┌──

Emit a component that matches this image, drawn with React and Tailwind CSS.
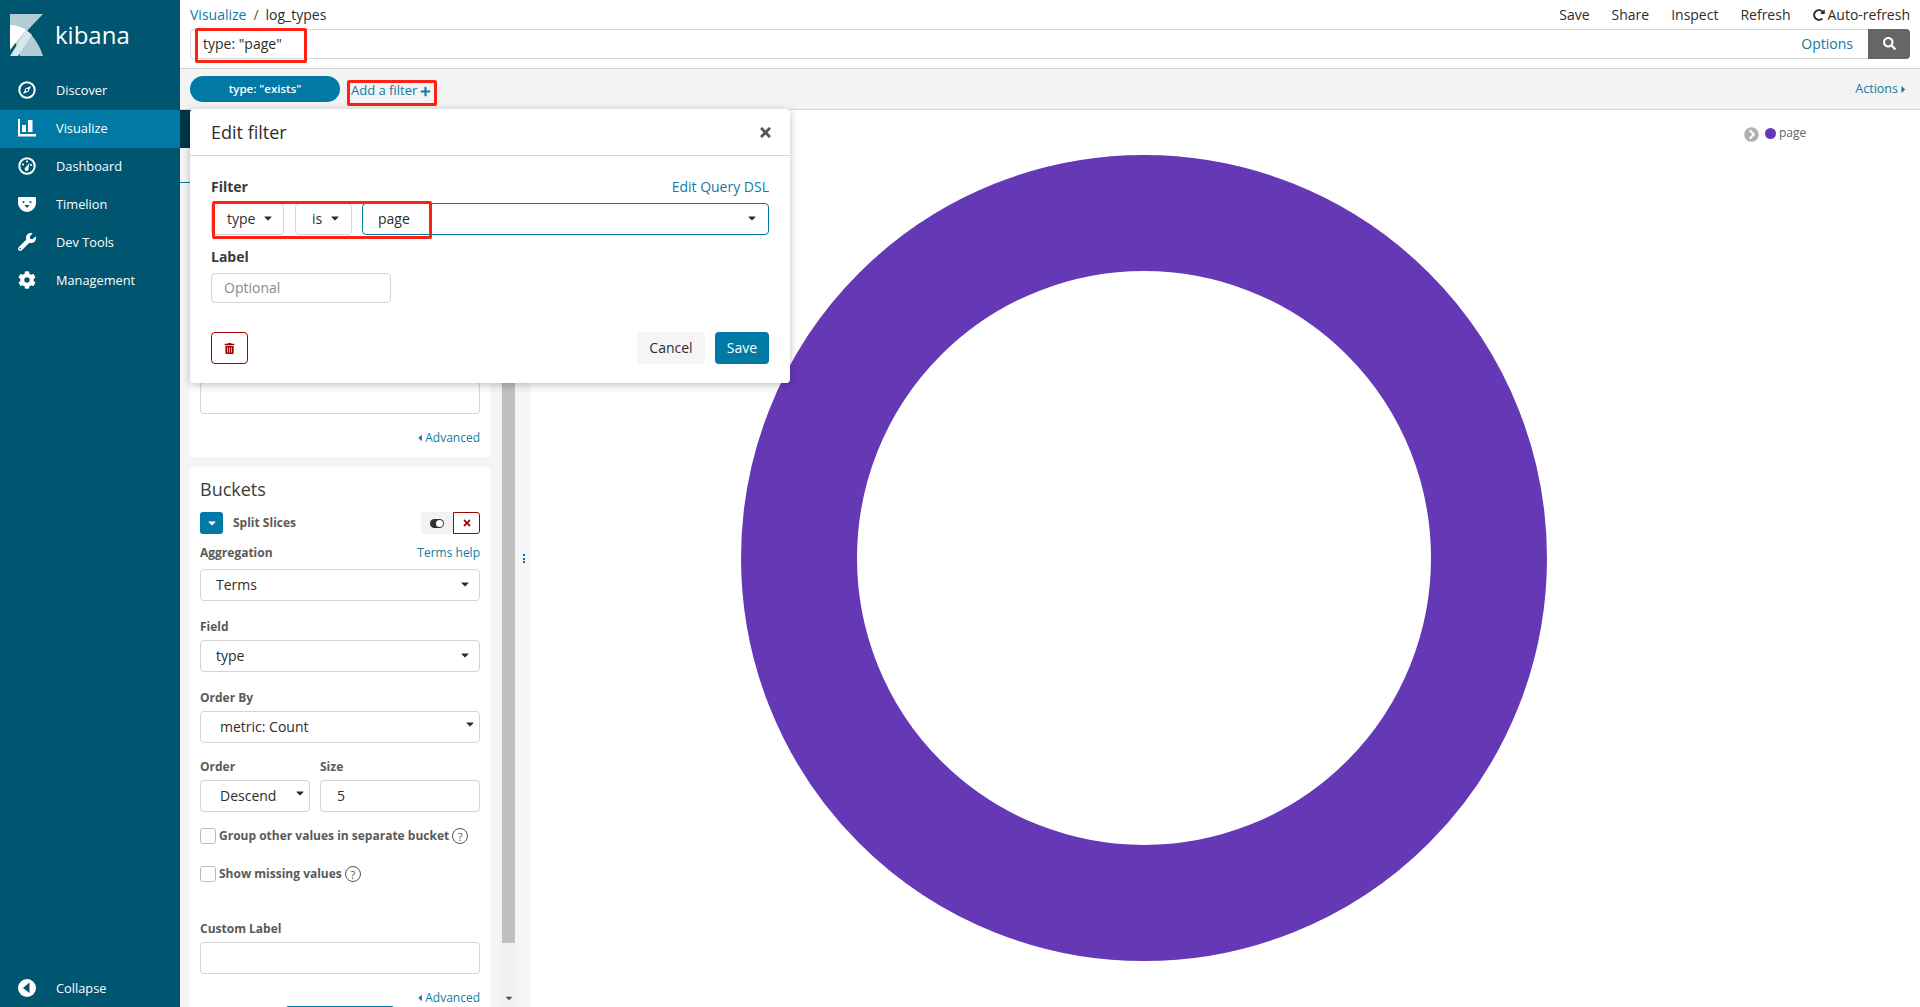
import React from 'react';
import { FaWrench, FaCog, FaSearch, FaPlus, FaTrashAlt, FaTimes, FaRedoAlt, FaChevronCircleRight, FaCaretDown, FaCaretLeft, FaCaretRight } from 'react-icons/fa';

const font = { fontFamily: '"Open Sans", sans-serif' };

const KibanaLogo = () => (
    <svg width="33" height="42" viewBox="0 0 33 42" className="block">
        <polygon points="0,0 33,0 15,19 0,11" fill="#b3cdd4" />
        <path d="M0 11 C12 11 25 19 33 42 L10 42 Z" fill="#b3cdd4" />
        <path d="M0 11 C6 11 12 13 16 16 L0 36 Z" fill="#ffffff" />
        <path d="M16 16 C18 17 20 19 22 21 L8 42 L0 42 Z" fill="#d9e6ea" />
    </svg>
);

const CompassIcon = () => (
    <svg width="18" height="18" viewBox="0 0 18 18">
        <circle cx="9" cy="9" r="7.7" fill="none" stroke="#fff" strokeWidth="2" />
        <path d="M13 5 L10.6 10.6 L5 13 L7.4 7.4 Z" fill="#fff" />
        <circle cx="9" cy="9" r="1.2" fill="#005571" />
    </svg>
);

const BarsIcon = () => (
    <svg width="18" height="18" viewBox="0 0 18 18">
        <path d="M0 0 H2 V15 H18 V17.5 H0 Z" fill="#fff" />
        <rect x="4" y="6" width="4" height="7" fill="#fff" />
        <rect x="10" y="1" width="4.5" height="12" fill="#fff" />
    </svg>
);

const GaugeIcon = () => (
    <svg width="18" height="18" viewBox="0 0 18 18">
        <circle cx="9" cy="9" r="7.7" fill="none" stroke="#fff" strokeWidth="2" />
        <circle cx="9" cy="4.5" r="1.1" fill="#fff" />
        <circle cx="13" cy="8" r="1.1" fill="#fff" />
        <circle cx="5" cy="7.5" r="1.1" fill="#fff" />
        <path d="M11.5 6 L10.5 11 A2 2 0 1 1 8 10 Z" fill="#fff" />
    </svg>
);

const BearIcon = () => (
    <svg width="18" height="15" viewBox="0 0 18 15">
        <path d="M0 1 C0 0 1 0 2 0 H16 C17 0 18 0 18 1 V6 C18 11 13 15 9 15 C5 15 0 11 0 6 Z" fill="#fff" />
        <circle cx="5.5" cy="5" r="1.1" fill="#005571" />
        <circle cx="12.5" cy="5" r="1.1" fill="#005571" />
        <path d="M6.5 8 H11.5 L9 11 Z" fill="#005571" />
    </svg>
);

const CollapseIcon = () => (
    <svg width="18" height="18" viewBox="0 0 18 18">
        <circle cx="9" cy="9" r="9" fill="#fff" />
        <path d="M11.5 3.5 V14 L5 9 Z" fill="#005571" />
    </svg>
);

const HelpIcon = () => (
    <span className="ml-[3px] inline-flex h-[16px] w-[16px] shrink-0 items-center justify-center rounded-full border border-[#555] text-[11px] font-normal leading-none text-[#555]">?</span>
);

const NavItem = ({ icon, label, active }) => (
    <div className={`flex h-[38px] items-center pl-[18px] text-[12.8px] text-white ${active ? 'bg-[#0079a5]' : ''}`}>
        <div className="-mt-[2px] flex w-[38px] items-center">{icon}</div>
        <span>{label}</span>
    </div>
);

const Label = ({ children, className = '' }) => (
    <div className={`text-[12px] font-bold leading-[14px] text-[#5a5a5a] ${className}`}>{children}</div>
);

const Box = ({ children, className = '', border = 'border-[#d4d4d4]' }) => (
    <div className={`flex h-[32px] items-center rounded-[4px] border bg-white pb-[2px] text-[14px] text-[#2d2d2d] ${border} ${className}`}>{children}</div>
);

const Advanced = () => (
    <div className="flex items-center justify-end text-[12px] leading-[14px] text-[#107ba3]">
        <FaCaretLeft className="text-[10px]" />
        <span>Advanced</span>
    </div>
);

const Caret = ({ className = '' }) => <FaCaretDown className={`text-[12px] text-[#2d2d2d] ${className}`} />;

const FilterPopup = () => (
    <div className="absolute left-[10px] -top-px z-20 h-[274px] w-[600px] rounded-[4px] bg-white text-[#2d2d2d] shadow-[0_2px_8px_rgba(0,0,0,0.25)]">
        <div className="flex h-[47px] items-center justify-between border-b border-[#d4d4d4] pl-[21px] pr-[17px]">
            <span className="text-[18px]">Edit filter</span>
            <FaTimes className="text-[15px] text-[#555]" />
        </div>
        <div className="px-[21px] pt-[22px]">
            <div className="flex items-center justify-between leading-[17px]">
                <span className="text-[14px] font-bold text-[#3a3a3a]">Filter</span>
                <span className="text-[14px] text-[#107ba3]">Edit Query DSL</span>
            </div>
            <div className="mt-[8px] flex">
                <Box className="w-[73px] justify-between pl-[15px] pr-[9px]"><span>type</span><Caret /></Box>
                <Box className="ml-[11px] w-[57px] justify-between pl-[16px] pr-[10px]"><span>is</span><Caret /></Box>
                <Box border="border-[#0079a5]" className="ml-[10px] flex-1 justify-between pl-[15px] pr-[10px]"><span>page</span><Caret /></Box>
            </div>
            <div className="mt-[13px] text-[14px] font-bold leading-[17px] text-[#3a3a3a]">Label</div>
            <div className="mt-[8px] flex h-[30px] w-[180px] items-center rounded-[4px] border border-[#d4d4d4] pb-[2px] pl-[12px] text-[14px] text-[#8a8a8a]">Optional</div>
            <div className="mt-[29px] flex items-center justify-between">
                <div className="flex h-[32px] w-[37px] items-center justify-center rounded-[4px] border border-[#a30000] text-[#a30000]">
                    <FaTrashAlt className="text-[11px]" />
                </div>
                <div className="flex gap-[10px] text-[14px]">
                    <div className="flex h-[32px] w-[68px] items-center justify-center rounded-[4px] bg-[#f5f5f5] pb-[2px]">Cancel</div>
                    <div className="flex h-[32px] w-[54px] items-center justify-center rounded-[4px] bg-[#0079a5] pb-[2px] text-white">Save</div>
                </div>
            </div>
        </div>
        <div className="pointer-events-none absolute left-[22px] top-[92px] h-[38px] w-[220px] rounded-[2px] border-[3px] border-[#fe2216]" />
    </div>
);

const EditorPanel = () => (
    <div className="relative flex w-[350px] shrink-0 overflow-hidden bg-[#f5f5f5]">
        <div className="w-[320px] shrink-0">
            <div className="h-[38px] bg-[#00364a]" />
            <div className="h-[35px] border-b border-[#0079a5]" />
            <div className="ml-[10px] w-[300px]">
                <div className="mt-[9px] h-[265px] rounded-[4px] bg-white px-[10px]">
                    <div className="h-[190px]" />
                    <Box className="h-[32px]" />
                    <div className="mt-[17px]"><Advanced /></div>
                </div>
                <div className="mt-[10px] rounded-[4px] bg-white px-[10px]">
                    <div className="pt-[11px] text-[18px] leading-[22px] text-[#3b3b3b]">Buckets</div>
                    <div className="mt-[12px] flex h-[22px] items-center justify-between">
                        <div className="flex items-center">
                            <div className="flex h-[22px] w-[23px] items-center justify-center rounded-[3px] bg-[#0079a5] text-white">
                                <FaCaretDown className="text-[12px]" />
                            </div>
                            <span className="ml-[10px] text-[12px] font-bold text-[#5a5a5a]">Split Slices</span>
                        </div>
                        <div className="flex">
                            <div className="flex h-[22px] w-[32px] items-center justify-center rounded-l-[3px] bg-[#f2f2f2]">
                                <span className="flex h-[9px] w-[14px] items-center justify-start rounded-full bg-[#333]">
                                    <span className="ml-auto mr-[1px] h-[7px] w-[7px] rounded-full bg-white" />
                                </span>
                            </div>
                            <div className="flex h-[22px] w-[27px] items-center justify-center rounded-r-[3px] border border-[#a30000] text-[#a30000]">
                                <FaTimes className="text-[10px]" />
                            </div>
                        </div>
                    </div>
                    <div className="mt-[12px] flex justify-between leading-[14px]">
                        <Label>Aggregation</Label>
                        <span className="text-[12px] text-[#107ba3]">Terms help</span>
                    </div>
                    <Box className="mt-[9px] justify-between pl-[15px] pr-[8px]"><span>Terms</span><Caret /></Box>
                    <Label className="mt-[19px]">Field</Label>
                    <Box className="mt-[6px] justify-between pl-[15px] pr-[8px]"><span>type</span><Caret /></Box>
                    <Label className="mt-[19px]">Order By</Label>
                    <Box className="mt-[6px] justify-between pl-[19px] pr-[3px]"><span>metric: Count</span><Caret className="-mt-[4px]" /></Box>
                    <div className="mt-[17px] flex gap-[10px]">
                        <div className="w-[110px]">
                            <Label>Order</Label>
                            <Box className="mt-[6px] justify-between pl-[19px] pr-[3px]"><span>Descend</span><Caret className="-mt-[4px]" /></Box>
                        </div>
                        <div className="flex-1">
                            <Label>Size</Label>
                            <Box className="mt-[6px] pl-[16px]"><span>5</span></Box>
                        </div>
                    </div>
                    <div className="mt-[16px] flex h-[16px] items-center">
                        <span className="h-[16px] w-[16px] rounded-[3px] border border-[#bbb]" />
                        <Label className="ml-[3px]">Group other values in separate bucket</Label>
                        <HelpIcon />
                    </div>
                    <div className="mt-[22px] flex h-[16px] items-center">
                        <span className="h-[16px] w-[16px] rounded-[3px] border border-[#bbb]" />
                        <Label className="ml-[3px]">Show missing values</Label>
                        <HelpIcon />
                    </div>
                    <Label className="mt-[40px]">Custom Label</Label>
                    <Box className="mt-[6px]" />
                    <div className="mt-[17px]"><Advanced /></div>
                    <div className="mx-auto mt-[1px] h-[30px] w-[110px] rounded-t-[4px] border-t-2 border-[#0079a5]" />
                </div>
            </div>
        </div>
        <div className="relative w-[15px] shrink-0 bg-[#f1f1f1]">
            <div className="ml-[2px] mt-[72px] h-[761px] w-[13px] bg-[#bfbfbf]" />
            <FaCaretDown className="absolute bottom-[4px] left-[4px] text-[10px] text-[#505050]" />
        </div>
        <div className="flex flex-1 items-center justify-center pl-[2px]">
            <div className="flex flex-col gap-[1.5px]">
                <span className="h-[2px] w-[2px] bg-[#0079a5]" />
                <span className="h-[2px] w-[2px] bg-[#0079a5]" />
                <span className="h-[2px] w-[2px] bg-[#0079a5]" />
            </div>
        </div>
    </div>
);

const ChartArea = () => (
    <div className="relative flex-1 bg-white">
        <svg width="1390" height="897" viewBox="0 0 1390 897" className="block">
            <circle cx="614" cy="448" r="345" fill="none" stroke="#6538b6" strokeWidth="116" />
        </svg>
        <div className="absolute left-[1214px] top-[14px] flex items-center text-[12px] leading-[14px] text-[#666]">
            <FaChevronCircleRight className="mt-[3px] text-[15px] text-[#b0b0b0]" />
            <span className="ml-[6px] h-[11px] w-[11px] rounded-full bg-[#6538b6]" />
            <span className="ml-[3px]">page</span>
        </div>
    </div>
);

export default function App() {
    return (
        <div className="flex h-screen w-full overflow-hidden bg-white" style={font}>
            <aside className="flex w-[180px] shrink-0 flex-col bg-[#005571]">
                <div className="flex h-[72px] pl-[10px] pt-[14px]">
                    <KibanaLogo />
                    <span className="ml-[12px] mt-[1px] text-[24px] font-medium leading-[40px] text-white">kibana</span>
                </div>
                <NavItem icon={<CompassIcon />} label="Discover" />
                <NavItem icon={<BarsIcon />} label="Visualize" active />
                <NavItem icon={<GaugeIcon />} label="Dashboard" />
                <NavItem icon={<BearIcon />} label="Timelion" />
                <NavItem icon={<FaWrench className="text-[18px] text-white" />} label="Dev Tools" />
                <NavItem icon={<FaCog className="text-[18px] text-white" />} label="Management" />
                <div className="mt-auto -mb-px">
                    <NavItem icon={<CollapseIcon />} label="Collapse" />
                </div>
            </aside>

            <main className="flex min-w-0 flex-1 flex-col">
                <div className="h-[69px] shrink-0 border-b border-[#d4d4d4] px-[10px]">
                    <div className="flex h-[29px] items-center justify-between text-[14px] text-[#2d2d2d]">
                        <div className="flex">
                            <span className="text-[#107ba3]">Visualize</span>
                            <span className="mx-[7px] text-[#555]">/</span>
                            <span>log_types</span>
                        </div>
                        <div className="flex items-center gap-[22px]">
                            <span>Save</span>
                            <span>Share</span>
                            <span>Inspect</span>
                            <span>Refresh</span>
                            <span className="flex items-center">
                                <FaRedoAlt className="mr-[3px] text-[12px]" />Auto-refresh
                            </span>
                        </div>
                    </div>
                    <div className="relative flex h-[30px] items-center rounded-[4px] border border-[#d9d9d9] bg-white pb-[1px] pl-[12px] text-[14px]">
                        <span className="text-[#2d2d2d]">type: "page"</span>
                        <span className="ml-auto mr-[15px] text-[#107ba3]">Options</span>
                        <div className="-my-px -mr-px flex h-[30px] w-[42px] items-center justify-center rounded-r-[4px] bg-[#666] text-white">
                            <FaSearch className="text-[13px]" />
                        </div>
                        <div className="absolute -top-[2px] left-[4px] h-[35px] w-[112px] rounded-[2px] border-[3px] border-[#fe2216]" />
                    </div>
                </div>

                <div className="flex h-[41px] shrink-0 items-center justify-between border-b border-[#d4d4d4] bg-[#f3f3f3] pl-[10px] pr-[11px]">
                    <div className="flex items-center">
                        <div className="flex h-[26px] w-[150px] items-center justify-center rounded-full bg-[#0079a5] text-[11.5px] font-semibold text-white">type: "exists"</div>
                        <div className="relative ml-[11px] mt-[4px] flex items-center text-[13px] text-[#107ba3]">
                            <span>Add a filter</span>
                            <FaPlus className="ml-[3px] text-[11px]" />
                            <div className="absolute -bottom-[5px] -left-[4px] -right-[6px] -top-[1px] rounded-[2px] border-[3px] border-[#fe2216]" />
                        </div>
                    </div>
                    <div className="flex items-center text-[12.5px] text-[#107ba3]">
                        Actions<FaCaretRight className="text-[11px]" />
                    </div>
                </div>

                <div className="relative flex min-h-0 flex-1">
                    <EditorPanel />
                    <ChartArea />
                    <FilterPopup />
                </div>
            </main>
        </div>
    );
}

└──

_Goal_. Reproduce the material above exactly, first line through the line that contains "FaCaretDown, FaCaretLeft, FaCaretRight", minus the pictures.

_Answer to the exercise_.
Emit a component that matches this image, drawn with React and Tailwind CSS.
import React from 'react';
import { FaWrench, FaCog, FaSearch, FaPlus, FaTrashAlt, FaTimes, FaRedoAlt, FaChevronCircleRight, FaCaretDown, FaCaretLeft, FaCaretRight } from 'react-icons/fa';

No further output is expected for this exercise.